In 1756, John Wesley delivered an address to a gathering of clergy. During the address, he encouraged the ministers to cultivate the following: a disposition to glorify God and to save souls, a knowledge of Scripture, a good understanding, a clear apprehension, a sound judgment, a capacity of reasoning with some closeness, and an understanding of logic, mathematics, metaphysics, natural theology, and the ideas of important figures in the history of philosophy.

If Wesley were around today, he would surely be disillusioned at many of the conservative Christians he encountered:

"Hi Mr Wesley! Good to meet you. Remember, if it feels right in your heart, it's true! Have a nice day now. That long hair of yours is very cool."

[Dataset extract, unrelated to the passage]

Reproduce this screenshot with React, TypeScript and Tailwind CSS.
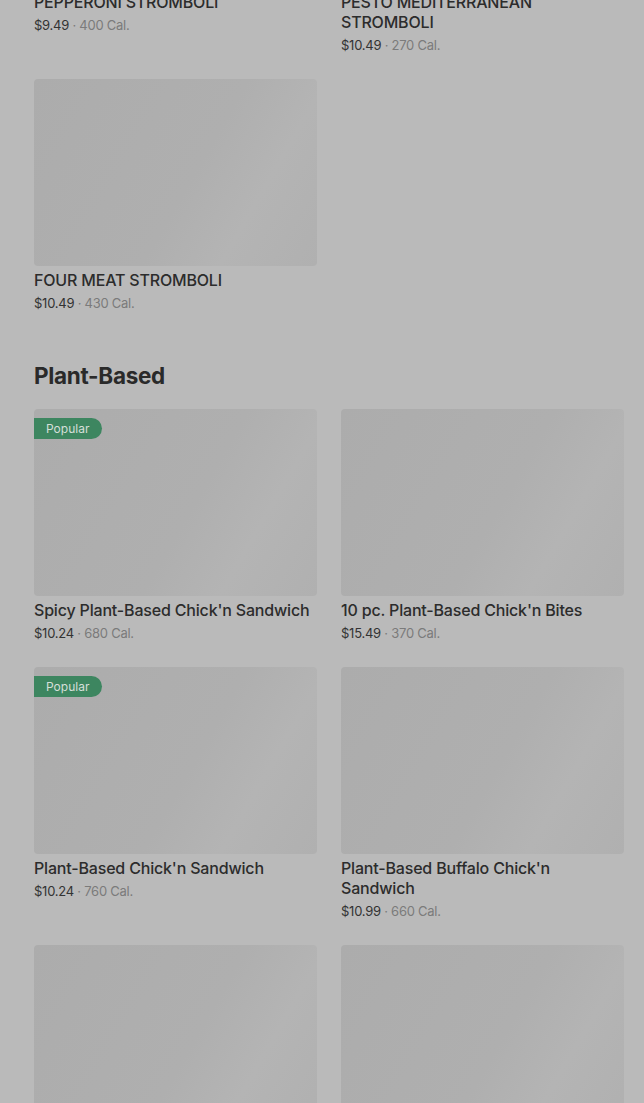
import React from "react";

type Item = { name: string; price: string; cal: string; popular?: boolean };

const stromboli: Item[] = [
  { name: "PEPPERONI STROMBOLI", price: "$9.49", cal: "400 Cal." },
  { name: "PESTO MEDITERRANEAN STROMBOLI", price: "$10.49", cal: "270 Cal." },
  { name: "FOUR MEAT STROMBOLI", price: "$10.49", cal: "430 Cal." },
];

const plant: Item[] = [
  { name: "Spicy Plant-Based Chick'n Sandwich", price: "$10.24", cal: "680 Cal.", popular: true },
  { name: "10 pc. Plant-Based Chick'n Bites", price: "$15.49", cal: "370 Cal." },
  { name: "Plant-Based Chick'n Sandwich", price: "$10.24", cal: "760 Cal.", popular: true },
  { name: "Plant-Based Buffalo Chick'n Sandwich", price: "$10.99", cal: "660 Cal." },
  { name: "", price: "", cal: "" },
  { name: "", price: "", cal: "" },
];

function Card({ item }: { item: Item }) {
  return (
    <div className="flex flex-col">
      <div className="relative h-[187px] w-full rounded-[4px] bg-[linear-gradient(120deg,#acacac_0%,#afafaf_55%,#b4b4b4_75%,#b0b0b0_100%)]">
        {item.popular && (
          <div className="absolute left-0 top-[9px] flex h-[21px] items-center rounded-r-full bg-[#3d8660] pl-[12px] pr-[13px] text-[12px] leading-none text-[#d5dfd9]">
            Popular
          </div>
        )}
      </div>
      {item.name && (
        <>
          <div className="mt-[4px] text-[16px] font-medium leading-[20px] tracking-[-0.18px] text-[#2c2c2c]">{item.name}</div>
          <div className="mt-[3px] text-[13px] leading-[20px] tracking-[-0.25px] text-[#333333]">
            {item.price}
            <span className="text-[#7b7b7b]"> · {item.cal}</span>
          </div>
        </>
      )}
    </div>
  );
}

export default function App() {
  return (
    <div className="h-[1103px] w-full overflow-hidden bg-[#bababa] font-['Inter','Liberation_Sans',sans-serif]">
      <div className="-mt-[199px] pl-[34px] pr-[20px]">
        <div className="grid grid-cols-2 gap-x-6 gap-y-6">
          {stromboli.map((it, i) => (
            <Card key={i} item={it} />
          ))}
        </div>
        <h2 className="mb-[17px] mt-[47px] text-[22.5px] font-bold leading-[32px] tracking-[-0.3px] text-[#2a2a2a]">
          Plant-Based
        </h2>
        <div className="grid grid-cols-2 gap-x-6 gap-y-6">
          {plant.map((it, i) => (
            <Card key={i} item={it} />
          ))}
        </div>
      </div>
    </div>
  );
}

"Hi John! Jesus appeared to me in my kitchen the other day, and he gave me some useful guidelines. He said my sermons should be more entertaining and less theological, and he gave me some tips for fundraising. If you use plastic buckets rather than wooden plates, you collect more money at each service! Way to go. Anyway, it will help us to pay for the walnut panelling and the new music center in my study. Must run; I have an interview on Godtube this afternoon with Howard-Browne: 'Five Ways to a Better and More Prosperous You'. Keep smiling, John."

26 March 2011

Liberal Christianity

I would never model my own beliefs on the theology of H. Richard Niebuhr, but he was absolutely spot on in his summing up of liberal Christianity:

"A God without wrath brought men without sin into a kingdom without judgment through the ministrations of a Christ without a cross".

Here is a picture of a liberal Christian. The name of this friendly individual is John Shelby Spong (he is a retired Episcopal Bishop). In the interests of communicating his liberal "Christianity" effectively to the modern world, Spong rejects the following elements of the Christian tradition: theism, the Incarnation, the Virgin Birth, the biblical miracles, the objective character of the atonement, the resurrection of Christ, and intercessory prayer.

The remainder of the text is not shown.